#### What is expected
Take from the listing each line that has the string "page".

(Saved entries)

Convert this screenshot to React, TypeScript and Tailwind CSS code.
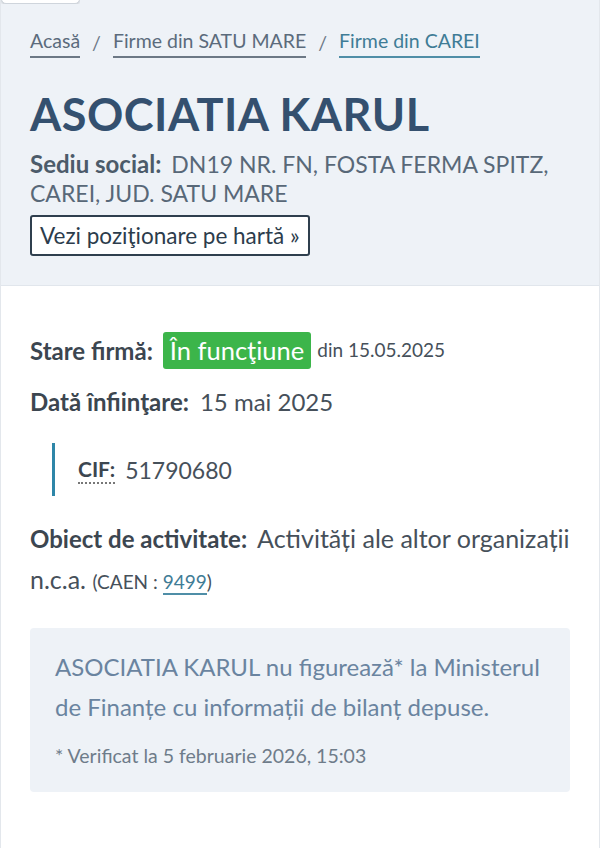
export default function App() {
  return (
    <div
      className="min-h-[848px] bg-white text-[#3f4a55]"
      style={{ fontFamily: "Lato, 'Noto Sans', sans-serif" }}
    >
      <div className="border-x border-[#e3e7ec] min-h-[848px]">
        {/* Header */}
        <div className="bg-[#eef2f7] border-b border-[#e1e6ec] px-[29px] pb-[29px]">
          <div className="-mx-[29px] h-[4px] w-[79px] overflow-hidden">
            <div className="-mt-[20px] h-[24px] rounded-b-[5px] border border-[#cfd5dc] bg-white shadow-sm" />
          </div>
          <nav className="mt-[23px] flex items-center text-[19.5px] leading-[28px]">
            <a className="border-b-2 border-[#6c7885] pb-[1px] text-[#5b6b7c]">Acasă</a>
            <span className="mx-[12px] text-[#6b7785]">/</span>
            <a className="border-b-2 border-[#6c7885] pb-[1px] text-[#5b6b7c]">Firme din SATU MARE</a>
            <span className="mx-[12px] text-[#6b7785]">/</span>
            <a className="border-b-2 border-[#4f8ea7] pb-[1px] text-[#3f7c96]">Firme din CAREI</a>
          </nav>
          <h1 className="mt-[29px] text-[45px] leading-[54px] font-bold tracking-[0.5px] text-[#34506f]">
            ASOCIATIA KARUL
          </h1>
          <p className="mt-[8px] text-[23px] leading-[29px] text-[#586878]">
            <span className="mr-[10px] text-[24px] font-bold text-[#4c5b6a]">Sediu social:</span>
            DN19 NR. FN, FOSTA FERMA SPITZ, CAREI, JUD. SATU MARE
          </p>
          <button className="mt-[7px] rounded-[3px] border-2 border-[#2f3f4e] bg-white px-[8px] py-[4px] text-[22.5px] leading-[29px] text-[#2c3c4c]">
            Vezi poziţionare pe hartă »
          </button>
        </div>

        {/* Body */}
        <div className="px-[29px] pt-[46px]">
          <div className="flex items-center">
            <span className="text-[24px] font-bold text-[#3c4650]">Stare firmă:</span>
            <span className="ml-[10px] rounded-[3px] bg-[#3cb54a] px-[7px] py-[2px] text-[25.5px] leading-[33px] text-white">
              În funcţiune
            </span>
            <span className="ml-[6px] text-[19px] text-[#46505a]">din 15.05.2025</span>
          </div>
          <div className="mt-[17px] flex items-center leading-[32px]">
            <span className="text-[24px] font-bold text-[#3c4650]">Dată înfiinţare:</span>
            <span className="ml-[11px] text-[24px] text-[#46505a]">15 mai 2025</span>
          </div>

          <div className="ml-[22px] mt-[25px] border-l-[3px] border-[#2e86a8] pl-[23px] py-[12px]">
            <div className="flex h-[29px] items-center">
              <span className="border-b-2 border-dotted border-[#777] text-[21px] font-bold leading-[26px] text-[#3c4650]">
                CIF:
              </span>
              <span className="ml-[10px] text-[23px] leading-[26px] text-[#46505a]">51790680</span>
            </div>
          </div>

          <p className="mt-[22px] text-[25px] leading-[41px] text-[#46505a]">
            <span className="mr-[10px] text-[24px] font-bold text-[#3c4650]">Obiect de activitate:</span>
            Activități ale altor organizații n.c.a.{" "}
            <span className="text-[19px]">
              (CAEN :{" "}
              <a className="border-b-2 border-[#4f8ea7] text-[#3f7c96]">9499</a>)
            </span>
          </p>

          <div className="mt-[26px] rounded-[4px] bg-[#eef2f7] pl-[25px] pr-[20px] pt-[19px] pb-[24px]">
            <p className="text-[24px] leading-[40px] text-[#6a84a0]">
              ASOCIATIA KARUL nu figurează* la Ministerul de Finanțe cu informații de bilanț depuse.
            </p>
            <p className="mt-[17px] text-[19.5px] leading-[24px] text-[#6e7c8a]">
              * Verificat la 5 februarie 2026, 15:03
            </p>
          </div>
        </div>
      </div>
    </div>
  );
}
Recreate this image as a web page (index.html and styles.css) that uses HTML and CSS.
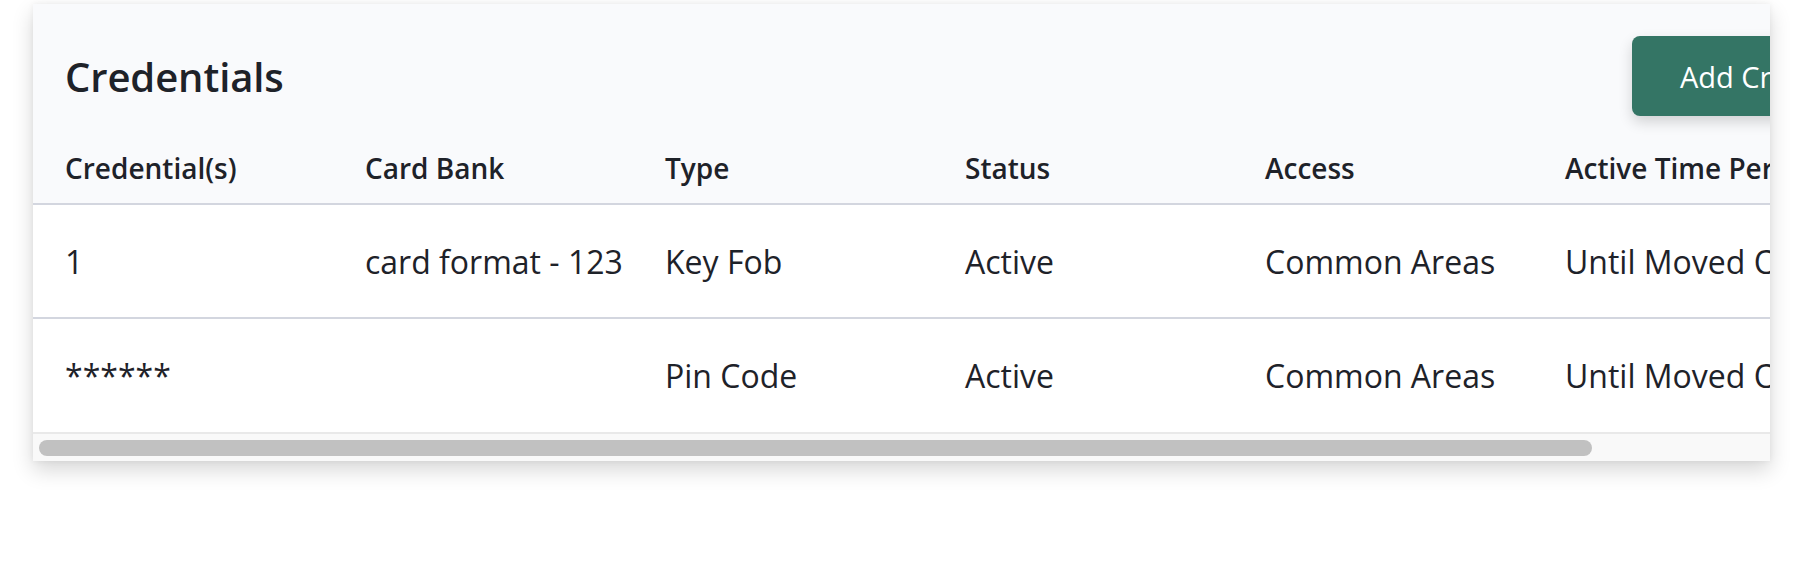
FILE: index.html
```html
<!DOCTYPE html>
<html lang="en">
<head>
<meta charset="utf-8">
<title>Credentials</title>
<link rel="stylesheet" href="styles.css">
</head>
<body>
<div class="card">
  <div class="viewport">
    <div class="content">
      <div class="top-bar">
        <h2 class="title">Credentials</h2>
        <button class="add-btn">Add Credential</button>
      </div>
      <table class="grid">
        <thead>
          <tr>
            <th>Credential(s)</th>
            <th>Card Bank</th>
            <th>Type</th>
            <th>Status</th>
            <th>Access</th>
            <th>Active Time Period</th>
          </tr>
        </thead>
        <tbody>
          <tr class="row-first">
            <td>1</td>
            <td>card format - 123</td>
            <td>Key Fob</td>
            <td>Active</td>
            <td>Common Areas</td>
            <td>Until Moved Out</td>
          </tr>
          <tr>
            <td>******</td>
            <td></td>
            <td>Pin Code</td>
            <td>Active</td>
            <td>Common Areas</td>
            <td>Until Moved Out</td>
          </tr>
        </tbody>
      </table>
    </div>
  </div>
  <div class="hscroll">
    <div class="hscroll-thumb"></div>
  </div>
</div>
</body>
</html>
```
FILE: styles.css
```css
* { box-sizing: border-box; }

html, body {
  margin: 0;
  padding: 0;
  background: #ffffff;
}

body {
  min-height: 100vh;
  padding: 4px 0 60px 33px;
  font-family: "Open Sans", "Noto Sans", "Liberation Sans", sans-serif;
  color: #1e2229;
}

.card {
  width: 1737px;
  height: 457px;
  background: #ffffff;
  box-shadow: 0 9px 20px rgba(0, 0, 0, 0.16), 0 0 6px rgba(0, 0, 0, 0.06);
  overflow: hidden;
  display: flex;
  flex-direction: column;
}

.viewport {
  flex: 1;
  overflow: hidden;
}

.content {
  width: 1931px;
}

.top-bar {
  height: 130px;
  padding: 14px 32px 0 32px;
  display: flex;
  align-items: center;
  justify-content: space-between;
  background: #f9fafc;
}

.title {
  margin: 0;
  font-size: 40px;
  font-weight: 600;
  font-stretch: 92%;
  letter-spacing: -0.1px;
  color: #1e2229;
}

.add-btn {
  width: 300px;
  height: 80px;
  padding: 0 0 0 48px;
  border: 0;
  border-radius: 8px;
  background: #347565;
  color: #ffffff;
  text-align: left;
  font-family: "Open Sans", "Noto Sans", sans-serif;
  font-size: 29px;
  font-weight: 500;
  font-stretch: 92%;
  box-shadow: 0 6px 14px rgba(0, 0, 0, 0.16);
}

.grid {
  border-collapse: collapse;
  table-layout: fixed;
  width: 1931px;
}

.grid th,
.grid td {
  width: 300px;
  padding: 0 0 0 32px;
  text-align: left;
  vertical-align: middle;
  white-space: nowrap;
  font-stretch: 92%;
}

.grid th:last-child,
.grid td:last-child {
  width: 431px;
}

.grid thead tr {
  height: 70px;
  background: #f9fafc;
  border-bottom: 2px solid #d3d6df;
}

.grid th {
  font-size: 28px;
  font-weight: 600;
  padding-bottom: 2px;
  color: #1e2229;
}

.grid tbody tr {
  height: 114px;
}

.grid tbody tr.row-first {
  border-bottom: 2px solid #d3d6df;
}

.grid td {
  font-size: 32px;
  font-weight: 400;
  color: #1e2229;
}

.hscroll {
  height: 29px;
  flex: none;
  background: #f9f9f9;
  border-top: 2px solid #e9e9e9;
  padding: 6px 0 0 6px;
}

.hscroll-thumb {
  width: 1553px;
  height: 16px;
  border-radius: 8px;
  background: #c1c1c1;
}
```
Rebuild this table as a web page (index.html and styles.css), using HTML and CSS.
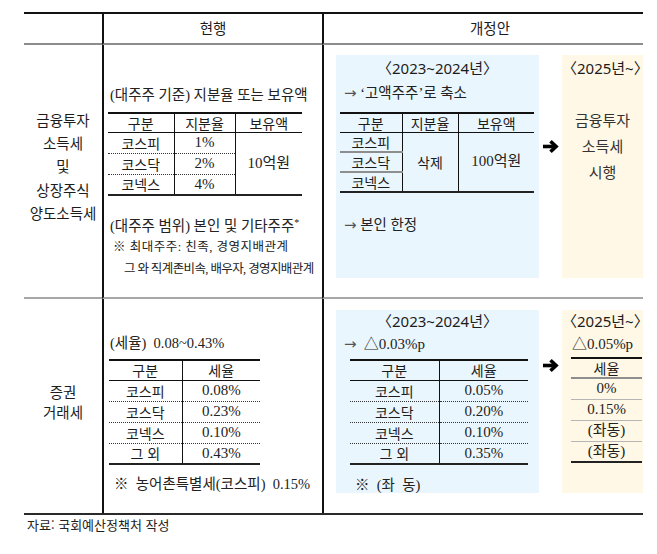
FILE: index.html
```html
<!DOCTYPE html>
<html lang="ko">
<head>
<meta charset="utf-8">
<title>금융투자소득세 및 증권거래세</title>
<link rel="stylesheet" href="styles.css">
</head>
<body>
<div class="sheet">
  <div class="cell hd c1"></div>
  <div class="cell hd c2">현행</div>
  <div class="cell hd c3">개정안</div>

  <div class="cell r1 c1 label">
    <p>금융투자</p><p>소득세</p><p>및</p><p>상장주식</p><p>양도소득세</p>
  </div>
  <div class="cell r1 c2 cur cur1">
    <p class="line ser">(대주주 기준) 지분율 또는 보유액</p>
    <table class="mini t1">
      <tr class="h"><th class="w66">구분</th><th class="w61 v">지분율</th><th class="w67 v">보유액</th></tr>
      <tr class="d"><td>코스피</td><td class="v num">1%</td><td class="v num" rowspan="3">10억원</td></tr>
      <tr class="d dot"><td>코스닥</td><td class="v num">2%</td></tr>
      <tr class="d dot"><td>코넥스</td><td class="v num">4%</td></tr>
    </table>
    <p class="line ser gap20">(대주주 범위) 본인 및 기타주주<sup>*</sup></p>
    <p class="note ser">※ 최대주주: 친족, 경영지배관계</p>
    <p class="note ser indent">그 와 직계존비속, 배우자, 경영지배관계</p>
  </div>
  <div class="cell r1 c3 prop">
    <div class="box blue b1">
      <p class="yr">〈2023~2024년〉</p>
      <p class="line ser arrowline"><span class="arr">→</span> ‘고액주주’로 축소</p>
      <table class="mini t2">
        <tr class="h"><th class="w62">구분</th><th class="w56 v">지분율</th><th class="w76 v">보유액</th></tr>
        <tr class="e"><td>코스피</td><td class="v" rowspan="3">삭제</td><td class="v num" rowspan="3">100억원</td></tr>
        <tr class="e sol"><td>코스닥</td></tr>
        <tr class="e sol"><td>코넥스</td></tr>
      </table>
      <p class="line ser arrowline gap22"><span class="arr">→</span> 본인 한정</p>
    </div>
    <div class="arrowcol a1">
      <svg width="18" height="15" viewBox="0 0 18 15"><path d="M1 7.5H13.5" stroke="#000" stroke-width="3.6" fill="none"/><path d="M8.5 2.2l5.6 5.3-5.6 5.3" stroke="#000" stroke-width="3.6" fill="none"/></svg>
    </div>
    <div class="box yellow b1 ycenter">
      <p class="yr">〈2025년~〉</p>
      <div class="ytext">
        <p>금융투자</p><p>소득세</p><p>시행</p>
      </div>
    </div>
  </div>

  <div class="cell r2 c1 label">
    <p>증권</p><p>거래세</p>
  </div>
  <div class="cell r2 c2 cur cur2">
    <p class="line ser">(세율) &nbsp;0.08~0.43%</p>
    <table class="mini t3">
      <tr class="h"><th class="w73">구분</th><th class="w78 v">세율</th></tr>
      <tr class="f"><td>코스피</td><td class="v num">0.08%</td></tr>
      <tr class="f dot"><td>코스닥</td><td class="v num">0.23%</td></tr>
      <tr class="f dot"><td>코넥스</td><td class="v num">0.10%</td></tr>
      <tr class="f dot"><td>그 외</td><td class="v num">0.43%</td></tr>
    </table>
    <p class="line ser foot">※ &nbsp;농어촌특별세(코스피) &nbsp;0.15%</p>
  </div>
  <div class="cell r2 c3 prop prop2">
    <div class="box blue b2">
      <p class="yr">〈2023~2024년〉</p>
      <p class="line ser arrowline tight"><span class="arr">→</span> &nbsp;<span class="pct">△0.03%p</span></p>
      <table class="mini t4">
        <tr class="h"><th class="w89">구분</th><th class="w89 v">세율</th></tr>
        <tr class="f"><td>코스피</td><td class="v num">0.05%</td></tr>
        <tr class="f dot"><td>코스닥</td><td class="v num">0.20%</td></tr>
        <tr class="f dot"><td>코넥스</td><td class="v num">0.10%</td></tr>
        <tr class="f dot"><td>그 외</td><td class="v num">0.35%</td></tr>
      </table>
      <p class="line ser foot2">※ &nbsp;(좌 &nbsp;동)</p>
    </div>
    <div class="arrowcol a2">
      <svg width="18" height="15" viewBox="0 0 18 15"><path d="M1 7.5H13.5" stroke="#000" stroke-width="3.6" fill="none"/><path d="M8.5 2.2l5.6 5.3-5.6 5.3" stroke="#000" stroke-width="3.6" fill="none"/></svg>
    </div>
    <div class="box yellow b2 ycenter">
      <p class="yr">〈2025년~〉</p>
      <p class="line ser pct tight">△0.05%p</p>
      <table class="mini t5">
        <tr class="h"><th class="w71">세율</th></tr>
        <tr class="g"><td class="num">0%</td></tr>
        <tr class="g sol1"><td class="num">0.15%</td></tr>
        <tr class="g sol1"><td class="num">(좌동)</td></tr>
        <tr class="g sol1"><td class="num">(좌동)</td></tr>
      </table>
    </div>
  </div>
</div>
<p class="source">자료: 국회예산정책처 작성</p>
</body>
</html>
```

FILE: styles.css
```css
* { box-sizing: border-box; margin: 0; padding: 0; }
html, body { background: #fff; }
body {
  width: 657px;
  height: 554px;
  overflow: hidden;
  font-family: "Noto Sans CJK KR", sans-serif;
  color: #1c1c1c;
}
.sheet {
  display: grid;
  grid-template-columns: 78px 220px 321px;
  grid-template-rows: 31px 254px 214px;
  width: 619px;
  margin: 12px 0 0 24px;
  border-top: 2px solid #111;
  border-bottom: 2px solid #2a2a2a;
}
.cell { min-width: 0; }
.c2, .c3 { border-left: 2px solid #111; }
.hd {
  border-bottom: 2px solid #8c8c8c;
  display: flex;
  align-items: center;
  justify-content: center;
  font-size: 14.5px;
  line-height: 1;
}
.hd.c3 { padding-left: 13px; }
.r1 { border-bottom: 2px solid #a8a8a8; }
.label {
  display: flex;
  flex-direction: column;
  justify-content: center;
  align-items: center;
  font-size: 14.5px;
}
.r1.label { line-height: 23.3px; padding-bottom: 10px; }
.r2.label { line-height: 20px; padding-bottom: 9px; }

.ser { font-family: "Liberation Serif", "Noto Sans CJK KR", serif; }
.line { font-size: 14.5px; line-height: 20px; white-space: nowrap; color: #222; }
.line sup { font-size: 10px; vertical-align: 5px; line-height: 0; }
.arr { font-family: "DejaVu Sans", sans-serif; font-size: 15px; color: #555; }
.note { font-size: 12.5px; line-height: 22px; white-space: nowrap; color: #222; padding-left: 3px; letter-spacing: 0.5px; }
.note.indent { padding-left: 14px; letter-spacing: -0.6px; }

.cur1 { padding: 40px 0 0 6px; }
.cur1 .t1 { margin: 7px 0 0 -2px; }
.gap20 { margin-top: 20px; }
.cur2 { padding: 34px 0 0 6px; }
.cur2 .t3 { margin: 6px 0 0 -1px; }
.foot { margin: 9px 0 0 4px; font-size: 14.5px; }

/* mini tables */
.mini {
  border-collapse: collapse;
  table-layout: fixed;
  font-size: 14px;
  border-top: 2px solid #111;
  border-bottom: 2px solid #222;
}
.mini th, .mini td {
  padding: 0;
  text-align: center;
  vertical-align: middle;
  font-weight: normal;
  line-height: 1;
  white-space: nowrap;
}
.mini tr.h th { border-bottom: 1.5px solid #111; }
.mini .v { border-left: 1.5px solid #111; }
.mini .num { font-family: "Liberation Serif", "Noto Sans CJK KR", serif; font-size: 15px; color: #222; }
.mini tr.dot td { border-top: 1px dotted #333; }
.mini tr.dot td[rowspan] { border-top: none; }
.mini tr.sol td { border-top: 2px solid #8e8e8e; }
.mini tr.sol1 td { border-top: 1px solid #b5b5b5; }

.t1 tr.h { height: 19px; }
.t1 tr.d { height: 21px; }
.t2 tr.h { height: 19px; }
.t2 tr.e { height: 20px; }
.t3 tr.h, .t4 tr.h { height: 20px; }
.t3 tr.f, .t4 tr.f { height: 21px; }
.t5 tr.h { height: 20px; }
.t5 tr.g { height: 21px; }
.t5 tr.h th { border-bottom: 2px solid #8e8e8e; }

.w66 { width: 66px; } .w61 { width: 61px; } .w67 { width: 67px; }
.w62 { width: 62px; } .w56 { width: 56px; } .w76 { width: 76px; }
.w73 { width: 73px; } .w78 { width: 78px; }
.w89 { width: 89px; } .w71 { width: 71px; }

/* proposal column */
.prop { display: flex; padding: 10px 0 0 12px; }
.prop2 { padding-top: 11px; }
.box { flex: none; }
.blue { width: 203px; background: #eaf6fd; }
.yellow { width: 81px; background: #fff8e6; }
.b1 { height: 223px; }
.b2 { height: 183px; }
.arrowcol { width: 23px; flex: none; display: flex; justify-content: center; }
.arrowcol svg { display: block; }
.a1 { padding-top: 84px; }
.a2 { padding-top: 48px; }

.yr {
  font-family: "Noto Sans", "Noto Sans CJK KR", sans-serif;
  font-size: 15px;
  line-height: 20px;
  text-align: center;
  white-space: nowrap;
}
.b1 .yr { margin-top: 3px; }
.b2 .yr { margin-top: 1px; }
.arrowline { padding-left: 8px; margin-top: 5px; }
.arrowline.tight { margin-top: 3px; }
.pct { font-size: 15px; }
.b1 .t2 { margin: 9px 0 0 4px; }
.gap22 { margin-top: 22px; }
.b2 .t4 { margin: 5px 0 0 14px; }
.foot2 { margin: 10px 0 0 19px; font-size: 14.5px; }

.ycenter { text-align: center; }
.ytext { margin-top: 29px; font-size: 15px; line-height: 26px; color: #333; }
.yellow .pct { margin-top: 3px; text-align: center; }
.b2 .t5 { margin: 3px 0 0 9px; }

.source {
  margin: 1px 0 0 27px;
  font-size: 13px;
  line-height: 18px;
  color: #222;
}
```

#### Result
Recreate this image as a web page (index.html and styles.css) that uses HTML and CSS.
Rebuild this table as a web page (index.html and styles.css), using HTML and CSS.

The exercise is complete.